The respondents were members of a large workforce engaged upon the building of hostels at Glebe in the . Durban area ("the project"). The project was funded by the National Housing Fund. Due to a shortage of money, and upon instructions from the central government, the project was abandoned in 1990. As a result 29 members of the work-force, including the respondents, became redundant and the NPA decided that they should be retrenched. The
3
respondents were given the requisite one month's notice and their employment ended on 31 December 1990. Neither respondent was given a hearing at any stage by the appellants.
In the Durban and Coast Local Division the respondents obtained a rule nisi calling upon the appellants to show cause why their dismissals should not be declared invalid. On the return day the application was resisted by the appellants. The matter came before Didcott J. The sole issue argued before him, which counsel agreed was decisive of the case, was whether the NPA could lawfully dismiss the respondents without having observed the audi alteram partem rule by giving them a hearing and an opportunity to make representations with regard to their dismissals. In due course Didcott J delivered a judgment in which the rule nisi was confirmed with costs, including the costs of two counsel.
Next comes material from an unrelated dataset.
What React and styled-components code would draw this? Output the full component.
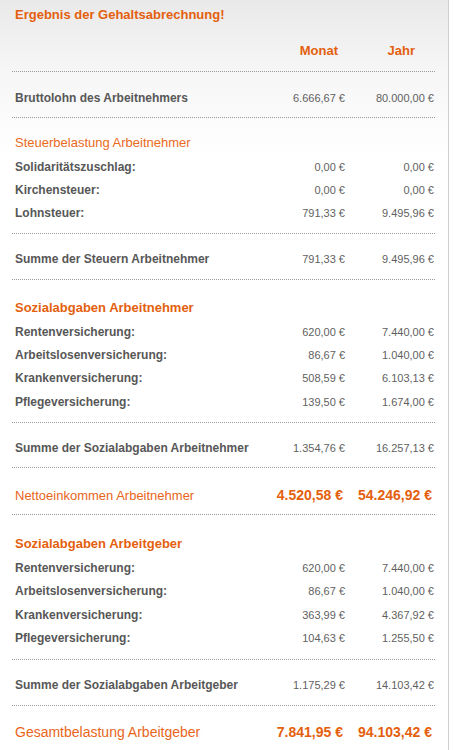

The
4
judgment of the court a quo has been reported sv Sibiya and Another v Administrator, Natal, and Another 1991(2) SA 591 (D). With leave of the court below the appellants appeal to this court against the whole of the judgment of Didcott J.
At the time of the application the circumstances of each of the respondents were as follows. The first respondent, aged 54 years, occupied the position of "foreman general", and he had been employed by the NPA for ten years, during which period he had received regular salary increases. His gross monthly salary at the time of the termination of his employment was R1 077,25. He was a married man and his wife and eight children were dependent upon him. The first respondent was a member of the Temporary Employees Pension Fund; the second respondent was not. The second respondent, who had been in the employment of the NPA since March 1989, was 21 years old
5
and unmarried. His monthly salary was R530. Both
respondents were members
of the Natal Provincial
Administration Staff Association ("NPASA").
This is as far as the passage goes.